The same thing happened at Chrysler, only to a greater degree. Chrysler's junior creditors recovered none of their $7 billion in claims. In normal bankruptcy proceedings, the UAW would have also collected nothing. Instead it walked away owning almost half of new Chrysler and a $4.6 billion promissory note earning 9% interest. Had the stock and note gone to the Treasury instead, the bailout would have cost taxpayers $9.2 billion less.

The administration also insulated the UAW from most of the sacrifices that unions usually make in bankruptcy—at taxpayer expense. Section 1113 of the Bankruptcy Code enables reorganizing companies to improve their post-bankruptcy competitiveness by renegotiating union contracts to competitive rates. In April, for example, American Airlines proposed using this power to bring down its labor costs to the level of its rivals, just as Delta and United had in earlier bankruptcy filings.

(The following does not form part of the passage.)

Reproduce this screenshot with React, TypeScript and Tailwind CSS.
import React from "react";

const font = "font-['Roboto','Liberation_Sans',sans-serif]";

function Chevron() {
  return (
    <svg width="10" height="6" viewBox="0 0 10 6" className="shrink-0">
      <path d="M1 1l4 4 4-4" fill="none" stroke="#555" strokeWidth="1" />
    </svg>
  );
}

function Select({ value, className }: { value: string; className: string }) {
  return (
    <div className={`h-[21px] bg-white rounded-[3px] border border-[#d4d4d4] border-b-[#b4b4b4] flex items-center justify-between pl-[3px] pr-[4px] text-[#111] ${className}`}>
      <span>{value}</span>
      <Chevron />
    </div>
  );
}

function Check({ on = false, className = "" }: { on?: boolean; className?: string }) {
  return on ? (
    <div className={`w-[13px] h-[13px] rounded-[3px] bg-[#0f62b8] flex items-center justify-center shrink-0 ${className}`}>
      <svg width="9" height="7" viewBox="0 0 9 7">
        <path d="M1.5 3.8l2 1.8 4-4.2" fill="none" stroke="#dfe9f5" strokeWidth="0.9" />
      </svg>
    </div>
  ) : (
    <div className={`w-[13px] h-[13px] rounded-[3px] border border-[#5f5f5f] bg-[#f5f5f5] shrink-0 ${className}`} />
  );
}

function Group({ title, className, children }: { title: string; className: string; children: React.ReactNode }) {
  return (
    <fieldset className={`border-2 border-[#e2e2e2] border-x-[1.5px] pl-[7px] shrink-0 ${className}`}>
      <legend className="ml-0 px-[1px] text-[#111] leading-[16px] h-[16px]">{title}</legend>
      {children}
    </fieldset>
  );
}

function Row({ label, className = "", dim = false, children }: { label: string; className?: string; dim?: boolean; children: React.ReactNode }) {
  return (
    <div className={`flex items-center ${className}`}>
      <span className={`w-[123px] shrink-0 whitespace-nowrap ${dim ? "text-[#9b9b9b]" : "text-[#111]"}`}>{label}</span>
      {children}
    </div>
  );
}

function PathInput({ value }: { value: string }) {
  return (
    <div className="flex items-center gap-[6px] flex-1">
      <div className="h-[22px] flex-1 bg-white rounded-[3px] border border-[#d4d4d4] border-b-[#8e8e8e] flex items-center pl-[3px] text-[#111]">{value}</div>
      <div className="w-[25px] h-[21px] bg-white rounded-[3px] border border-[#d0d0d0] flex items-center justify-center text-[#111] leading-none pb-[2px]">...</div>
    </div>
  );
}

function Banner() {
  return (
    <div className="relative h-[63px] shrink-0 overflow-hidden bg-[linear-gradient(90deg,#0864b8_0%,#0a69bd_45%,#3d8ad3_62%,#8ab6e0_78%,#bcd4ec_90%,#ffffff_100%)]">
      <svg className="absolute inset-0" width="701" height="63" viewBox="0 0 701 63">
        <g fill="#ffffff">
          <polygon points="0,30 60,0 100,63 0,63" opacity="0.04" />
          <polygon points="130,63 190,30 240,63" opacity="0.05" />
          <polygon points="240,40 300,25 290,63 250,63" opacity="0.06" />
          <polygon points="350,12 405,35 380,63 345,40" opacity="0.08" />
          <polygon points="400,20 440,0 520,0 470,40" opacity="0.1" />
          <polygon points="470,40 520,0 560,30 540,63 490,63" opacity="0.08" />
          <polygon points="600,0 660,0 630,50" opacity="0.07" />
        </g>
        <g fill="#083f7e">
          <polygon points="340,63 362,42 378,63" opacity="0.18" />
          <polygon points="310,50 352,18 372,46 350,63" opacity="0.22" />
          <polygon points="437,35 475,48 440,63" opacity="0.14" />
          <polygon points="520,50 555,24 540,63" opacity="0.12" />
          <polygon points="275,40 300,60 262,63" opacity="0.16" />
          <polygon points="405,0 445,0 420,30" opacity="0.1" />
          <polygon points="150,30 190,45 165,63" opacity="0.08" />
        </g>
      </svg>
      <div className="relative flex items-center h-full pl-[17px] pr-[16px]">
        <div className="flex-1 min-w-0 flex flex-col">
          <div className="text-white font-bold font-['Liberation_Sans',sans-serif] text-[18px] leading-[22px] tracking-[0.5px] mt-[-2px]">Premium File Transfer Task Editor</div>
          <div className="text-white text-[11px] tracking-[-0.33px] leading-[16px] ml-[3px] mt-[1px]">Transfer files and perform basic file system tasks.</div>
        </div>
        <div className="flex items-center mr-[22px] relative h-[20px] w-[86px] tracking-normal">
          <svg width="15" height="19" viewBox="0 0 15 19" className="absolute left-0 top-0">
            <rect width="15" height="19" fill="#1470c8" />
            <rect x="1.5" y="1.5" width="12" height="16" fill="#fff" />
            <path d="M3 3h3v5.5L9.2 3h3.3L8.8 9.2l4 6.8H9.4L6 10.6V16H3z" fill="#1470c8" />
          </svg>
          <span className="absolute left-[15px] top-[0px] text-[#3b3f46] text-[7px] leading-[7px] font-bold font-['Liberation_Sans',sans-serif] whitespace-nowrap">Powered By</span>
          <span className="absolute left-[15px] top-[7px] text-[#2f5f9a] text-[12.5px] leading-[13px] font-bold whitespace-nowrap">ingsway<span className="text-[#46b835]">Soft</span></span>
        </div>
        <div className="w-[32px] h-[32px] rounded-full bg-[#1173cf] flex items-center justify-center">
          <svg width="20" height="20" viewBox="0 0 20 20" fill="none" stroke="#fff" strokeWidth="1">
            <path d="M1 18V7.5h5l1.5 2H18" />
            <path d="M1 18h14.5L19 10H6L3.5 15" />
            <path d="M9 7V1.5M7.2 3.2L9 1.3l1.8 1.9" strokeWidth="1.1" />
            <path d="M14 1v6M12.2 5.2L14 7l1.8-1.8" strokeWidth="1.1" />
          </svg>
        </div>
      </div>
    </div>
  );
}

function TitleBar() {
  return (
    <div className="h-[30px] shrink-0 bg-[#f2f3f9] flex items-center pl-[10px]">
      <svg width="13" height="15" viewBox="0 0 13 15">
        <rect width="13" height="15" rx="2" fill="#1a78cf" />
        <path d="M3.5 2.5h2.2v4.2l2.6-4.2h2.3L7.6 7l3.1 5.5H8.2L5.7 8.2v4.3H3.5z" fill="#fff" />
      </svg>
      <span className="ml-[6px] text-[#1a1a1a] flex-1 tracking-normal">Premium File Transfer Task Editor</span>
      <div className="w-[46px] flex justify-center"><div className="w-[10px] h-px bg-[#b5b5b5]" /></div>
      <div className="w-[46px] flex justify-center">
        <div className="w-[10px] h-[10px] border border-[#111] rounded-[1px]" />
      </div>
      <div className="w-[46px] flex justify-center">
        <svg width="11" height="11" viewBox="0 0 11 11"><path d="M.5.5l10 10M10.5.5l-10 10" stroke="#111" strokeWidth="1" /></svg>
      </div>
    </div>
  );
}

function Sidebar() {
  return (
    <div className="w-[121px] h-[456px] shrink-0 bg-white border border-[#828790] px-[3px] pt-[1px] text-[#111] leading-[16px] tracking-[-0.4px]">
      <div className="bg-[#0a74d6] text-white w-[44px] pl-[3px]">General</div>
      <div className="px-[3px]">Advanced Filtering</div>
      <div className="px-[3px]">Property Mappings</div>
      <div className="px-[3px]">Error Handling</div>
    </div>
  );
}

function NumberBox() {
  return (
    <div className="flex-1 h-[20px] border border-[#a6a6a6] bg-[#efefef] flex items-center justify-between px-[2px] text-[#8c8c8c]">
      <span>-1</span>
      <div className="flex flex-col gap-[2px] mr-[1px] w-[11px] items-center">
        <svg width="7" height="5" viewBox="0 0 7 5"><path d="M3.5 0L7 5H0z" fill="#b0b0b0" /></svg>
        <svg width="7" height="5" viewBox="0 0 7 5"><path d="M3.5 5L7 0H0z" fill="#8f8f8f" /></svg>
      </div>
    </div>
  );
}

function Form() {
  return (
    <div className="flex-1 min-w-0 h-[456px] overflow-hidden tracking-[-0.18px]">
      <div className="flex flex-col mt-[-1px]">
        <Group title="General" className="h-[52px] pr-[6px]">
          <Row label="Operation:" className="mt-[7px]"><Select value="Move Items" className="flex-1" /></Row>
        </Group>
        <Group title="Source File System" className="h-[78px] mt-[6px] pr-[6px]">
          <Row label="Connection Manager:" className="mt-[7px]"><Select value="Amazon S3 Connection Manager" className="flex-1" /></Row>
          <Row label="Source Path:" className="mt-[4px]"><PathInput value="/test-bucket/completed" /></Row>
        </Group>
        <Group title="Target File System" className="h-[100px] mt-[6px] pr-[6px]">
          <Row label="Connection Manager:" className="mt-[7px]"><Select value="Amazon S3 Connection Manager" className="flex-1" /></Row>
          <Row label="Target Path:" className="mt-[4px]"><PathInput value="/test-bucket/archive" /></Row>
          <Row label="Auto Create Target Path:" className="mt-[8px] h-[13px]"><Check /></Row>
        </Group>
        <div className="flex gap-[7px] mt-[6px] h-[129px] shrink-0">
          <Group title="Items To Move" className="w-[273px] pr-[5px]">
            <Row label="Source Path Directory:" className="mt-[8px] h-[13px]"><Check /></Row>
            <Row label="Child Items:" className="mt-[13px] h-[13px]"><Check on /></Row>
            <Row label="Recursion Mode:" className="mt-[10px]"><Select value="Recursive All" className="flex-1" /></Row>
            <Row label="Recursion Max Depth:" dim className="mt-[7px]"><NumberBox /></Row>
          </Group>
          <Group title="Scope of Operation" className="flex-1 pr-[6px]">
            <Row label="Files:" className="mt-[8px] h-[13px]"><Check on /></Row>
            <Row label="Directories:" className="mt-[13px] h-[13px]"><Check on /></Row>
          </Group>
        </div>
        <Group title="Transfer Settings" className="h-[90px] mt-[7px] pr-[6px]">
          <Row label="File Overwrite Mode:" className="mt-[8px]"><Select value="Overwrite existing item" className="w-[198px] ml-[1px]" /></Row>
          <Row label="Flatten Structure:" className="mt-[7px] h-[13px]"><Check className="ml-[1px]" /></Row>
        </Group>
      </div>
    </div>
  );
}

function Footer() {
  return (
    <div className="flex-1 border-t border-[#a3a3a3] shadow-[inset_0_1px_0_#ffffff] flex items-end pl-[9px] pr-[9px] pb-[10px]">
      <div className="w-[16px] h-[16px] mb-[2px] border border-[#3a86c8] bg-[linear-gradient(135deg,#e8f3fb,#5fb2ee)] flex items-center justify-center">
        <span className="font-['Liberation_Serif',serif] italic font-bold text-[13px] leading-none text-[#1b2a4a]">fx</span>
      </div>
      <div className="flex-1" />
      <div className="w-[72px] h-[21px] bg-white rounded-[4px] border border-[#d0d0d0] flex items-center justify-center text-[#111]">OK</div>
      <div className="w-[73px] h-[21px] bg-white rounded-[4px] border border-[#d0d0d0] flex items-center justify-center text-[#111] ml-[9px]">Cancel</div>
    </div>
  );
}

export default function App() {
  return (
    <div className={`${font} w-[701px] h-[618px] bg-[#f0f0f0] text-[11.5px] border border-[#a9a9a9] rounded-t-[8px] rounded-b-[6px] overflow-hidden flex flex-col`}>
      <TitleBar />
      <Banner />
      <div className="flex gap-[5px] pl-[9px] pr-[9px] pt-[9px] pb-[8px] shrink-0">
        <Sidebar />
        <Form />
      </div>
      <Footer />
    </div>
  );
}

The administration decided not to do this at GM. The UAW did accept sharp pay cuts for new hires. But they only made modest concessions for their existing members, like eliminating the much-maligned Jobs Bank that paid workers even when they were laid off.

As a result, GM still has higher labor costs ($56 an hour) than any of its competitors. Indeed, Steven Rattner, the Obama administration's former "car czar," told the Detroit Economic Club last December, "We should have asked the UAW to do a bit more. We did not ask any UAW member to take a cut in their pay."

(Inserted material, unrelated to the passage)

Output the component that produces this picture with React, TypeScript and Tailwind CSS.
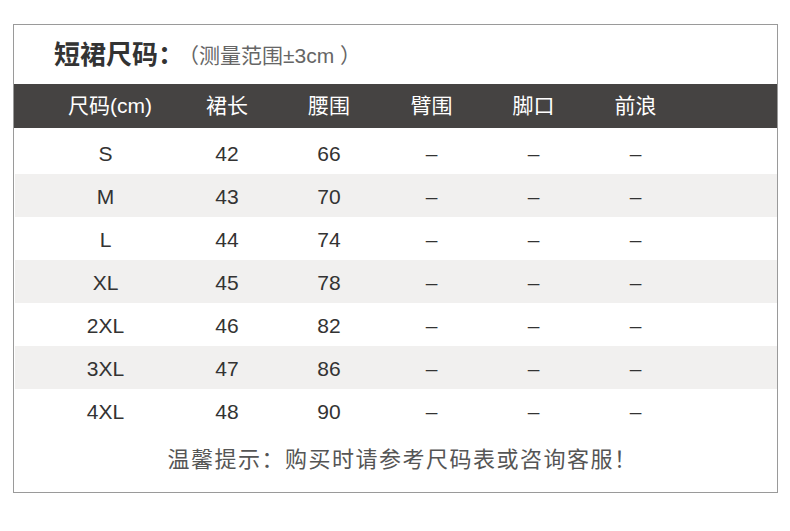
import React from 'react';

const headers = ['尺码(cm)', '裙长', '腰围', '臂围', '脚口', '前浪'];

const rows: string[][] = [
  ['S', '42', '66', '–', '–', '–'],
  ['M', '43', '70', '–', '–', '–'],
  ['L', '44', '74', '–', '–', '–'],
  ['XL', '45', '78', '–', '–', '–'],
  ['2XL', '46', '82', '–', '–', '–'],
  ['3XL', '47', '86', '–', '–', '–'],
  ['4XL', '48', '90', '–', '–', '–'],
];

const font = { fontFamily: '"Liberation Sans", "Noto Sans CJK SC", sans-serif' };

const App: React.FC = () => {
  return (
    <div className="w-[790px] h-[531px] bg-white pt-[24px] pl-[13px]" style={font}>
      <div className="w-[765px] h-[469px] border border-[#9a9a9a] flex flex-col">
        {/* Title */}
        <div className="h-[59px] flex items-center pl-[40px] pt-[2px]">
          <span className="text-[26px] font-bold text-[#333]">短裙尺码：</span>
          <span className="text-[21px] text-[#666] ml-[-6px]">（测量范围±3cm ）</span>
        </div>

        {/* Header bar */}
        <div className="h-[44px] bg-[#454342] grid grid-cols-[142px_102px_102px_103px_101px_103px] pl-[20px] items-center text-white text-[21px]">
          {headers.map((h, i) => (
            <div key={i} className={`text-center ${i === 0 ? 'pl-[10px]' : ''}`}>
              {h}
            </div>
          ))}
        </div>

        {/* Rows */}
        <div className="pt-[3px] pl-px">
          {rows.map((r, idx) => (
            <div
              key={idx}
              className={`h-[43px] grid grid-cols-[141px_102px_102px_103px_101px_103px] pl-[20px] pt-[3px] items-center text-[21px] text-[#333] ${
                idx % 2 === 1 ? 'bg-[#f1f0ef]' : 'bg-white'
              }`}
            >
              {r.map((c, j) => (
                <div key={j} className="text-center">
                  {c}
                </div>
              ))}
            </div>
          ))}
        </div>

        {/* Footer note */}
        <div className="flex-1 flex items-center justify-center pb-[5px] pl-[14px] text-[22px] text-[#555] tracking-[1.5px]">
          温馨提示：购买时请参考尺码表或咨询客服！
        </div>
      </div>
    </div>
  );
};

export default App;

Had bankruptcy brought GM compensation in line with its competitors' (approximately $47 an hour), we estimate the resulting savings would have increased the value of the taxpayers' stake in GM by $4.1 billion. This would still leave UAW members making 40% more than the average American manufacturing worker.

Finally, GM's decision to assume certain pension obligations of Delphi, the bankrupt former GM subsidiary, also increased the cost of the bailout. New GM no longer had an obligation to support Delphi's pensions. Yet it decided to spend $1 billion to top up the pensions of Delphi's UAW retirees. Delphi's nonunion retirees and retirees in other unions did not fare so well. GM gave them nothing.

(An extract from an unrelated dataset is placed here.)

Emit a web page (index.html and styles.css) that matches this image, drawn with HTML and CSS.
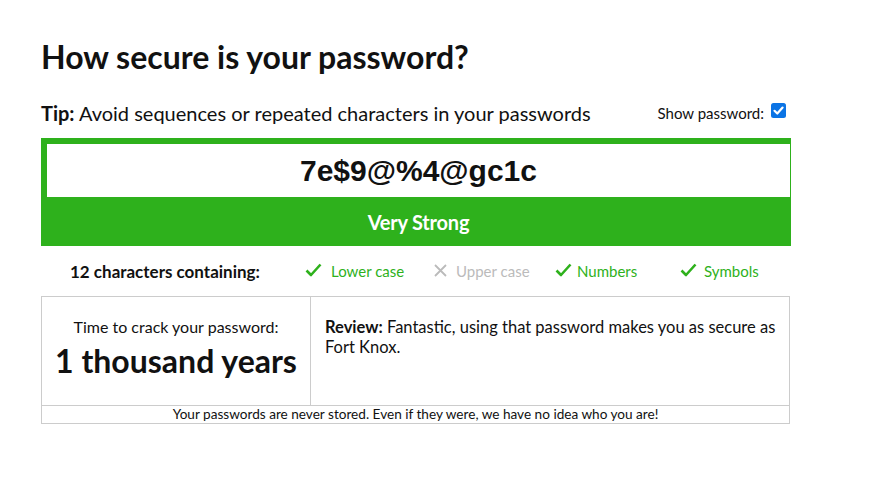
FILE: index.html
```html
<!DOCTYPE html>
<html>
<head>
<meta charset="utf-8">
<link rel="stylesheet" href="styles.css">
</head>
<body>
<div class="wrap">
  <h1 class="title">How secure is your password?</h1>
  <div class="tiprow">
    <p class="tip"><b>Tip:</b> Avoid sequences or repeated characters in your passwords</p>
    <label class="show">Show password: <span class="cb"><svg width="15" height="15" viewBox="0 0 15 15"><rect x="0" y="0" width="15" height="15" rx="2.5" fill="#0b74e5"/><path d="M3.5 7.8 L6.3 10.5 L11.6 4.6" fill="none" stroke="#fff" stroke-width="2.2" stroke-linecap="round" stroke-linejoin="round"/></svg></span></label>
  </div>
  <div class="meter">
    <div class="pw">7e$9@%4@gc1c</div>
    <div class="strength">Very Strong</div>
  </div>
  <div class="checks">
    <span class="count">12 characters containing:</span>
    <span class="item ok i1"><svg class="mark" width="17" height="14" viewBox="0 0 17 14"><path d="M1.5 7.5 L6 12 L15.5 1.5" fill="none" stroke="currentColor" stroke-width="2.6" stroke-linejoin="round"/></svg>Lower case</span>
    <span class="item no i2"><svg class="mark x" width="13" height="13" viewBox="0 0 13 13"><path d="M1 1 L12 12 M12 1 L1 12" fill="none" stroke="currentColor" stroke-width="1.8"/></svg>Upper case</span>
    <span class="item ok i3"><svg class="mark" width="17" height="14" viewBox="0 0 17 14"><path d="M1.5 7.5 L6 12 L15.5 1.5" fill="none" stroke="currentColor" stroke-width="2.6" stroke-linejoin="round"/></svg>Numbers</span>
    <span class="item ok i4"><svg class="mark" width="17" height="14" viewBox="0 0 17 14"><path d="M1.5 7.5 L6 12 L15.5 1.5" fill="none" stroke="currentColor" stroke-width="2.6" stroke-linejoin="round"/></svg>Symbols</span>
  </div>
  <div class="results">
    <div class="row">
      <div class="crack">
        <div class="crack-label">Time to crack your password:</div>
        <div class="crack-time">1 thousand years</div>
      </div>
      <div class="review"><b>Review:</b> Fantastic, using that password makes you as secure as Fort Knox.</div>
    </div>
    <div class="foot">Your passwords are never stored. Even if they were, we have no idea who you are!</div>
  </div>
</div>
</body>
</html>
```
FILE: styles.css
```css
html, body { margin: 0; padding: 0; background: #fff; }
body { font-family: Lato, "Open Sans", sans-serif; color: #111; }
.wrap { width: 750px; margin-left: 41px; padding-top: 38px; }
.title { margin: 0; font-size: 32px; font-weight: 700; line-height: 38px; color: #111; }
.tiprow { display: flex; justify-content: space-between; align-items: flex-start; margin-top: 25px; height: 37px; }
.tip { margin: 0; font-size: 20px; line-height: 24px; }
.tip b { font-weight: 700; }
.show { font-size: 15px; line-height: 18px; display: flex; align-items: center; gap: 7px; margin-top: 3px; margin-right: 5px; }
.cb { display: inline-flex; width: 15px; height: 15px; margin-top: -6px; }
.meter { background: #2eb11c; padding: 6px 1px 0 6px; }
.pw { background: #fff; height: 53px; display: flex; align-items: center; justify-content: center; font-family: "Liberation Sans", Arial, sans-serif; font-weight: 700; font-size: 30px; color: #111; }
.strength { height: 49px; display: flex; align-items: center; justify-content: center; color: #fff; font-weight: 700; font-size: 20px; letter-spacing: -0.2px; }
.checks { height: 50px; display: flex; align-items: center; font-size: 15px; }
.count { font-weight: 700; font-size: 17px; margin-left: 29px; width: 235px; }
.item { display: inline-flex; align-items: center; }
.mark { margin-right: 9px; margin-top: -2px; flex: none; }
.ok { color: #2eb11c; }
.no { color: #bbb; }
.x { margin-right: 9px; }
.i1 { width: 129px; }
.i2 { width: 121px; }
.i3 { width: 125px; }
.i3 .mark { margin-right: 5px; }
.i4 .mark { margin-right: 7px; }
.results { border: 1px solid #ccc; width: 747px; }
.row { display: flex; height: 108px; border-bottom: 1px solid #ccc; }
.crack { width: 269px; border-right: 1px solid #ccc; text-align: center; padding-top: 20px; box-sizing: border-box; }
.crack-label { font-size: 16px; line-height: 20px; }
.crack-time { font-size: 32px; font-weight: 700; line-height: 38px; margin-top: 5px; }
.review { flex: 1; padding: 20px 12px 0 14px; font-size: 16.5px; line-height: 20px; }
.review b { font-weight: 700; }
.foot { font-size: 13.6px; line-height: 17px; text-align: center; }
```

Why GM gave $1 billion of bailout funds to employees of a different company it owed no legal duty to remains a mystery. The inspector general for the Troubled Asset Relief Program is investigating whether the administration pressured GM to give the UAW special treatment, but the IG lacks subpoena power to force officials to testify. It may take a congressional investigation to establish what happened.

We estimate that these three irregularities increased the cost of the bailout by $26.5 billion. The Treasury expects the auto bailout to ultimately cost taxpayers $23 billion. The funds diverted to the UAW account for the taxpayers' entire net loss.

Avoiding these losses would have been straightforward. If the government treated the UAW in the manner required by bankruptcy law, it could have given the stock and promissory notes to the Treasury instead of to the UAW. Labor cost savings and not supporting Delphi pensions would have increased the value of the taxpayers' shares of GM, while GM would have needed less financing.

Instead, President Obama gave over $26 billion to the UAW—more money than the U.S spent on foreign aid last year and 50% more than NASA's budget. None of that money kept factories running. Instead it sustained the above-average compensation of members of an influential union, sparing them from most of the sacrifices typically made in bankruptcy. Such spending does not serve the common good. President Obama did not bail out the auto industry. He bailed out the United Auto Workers.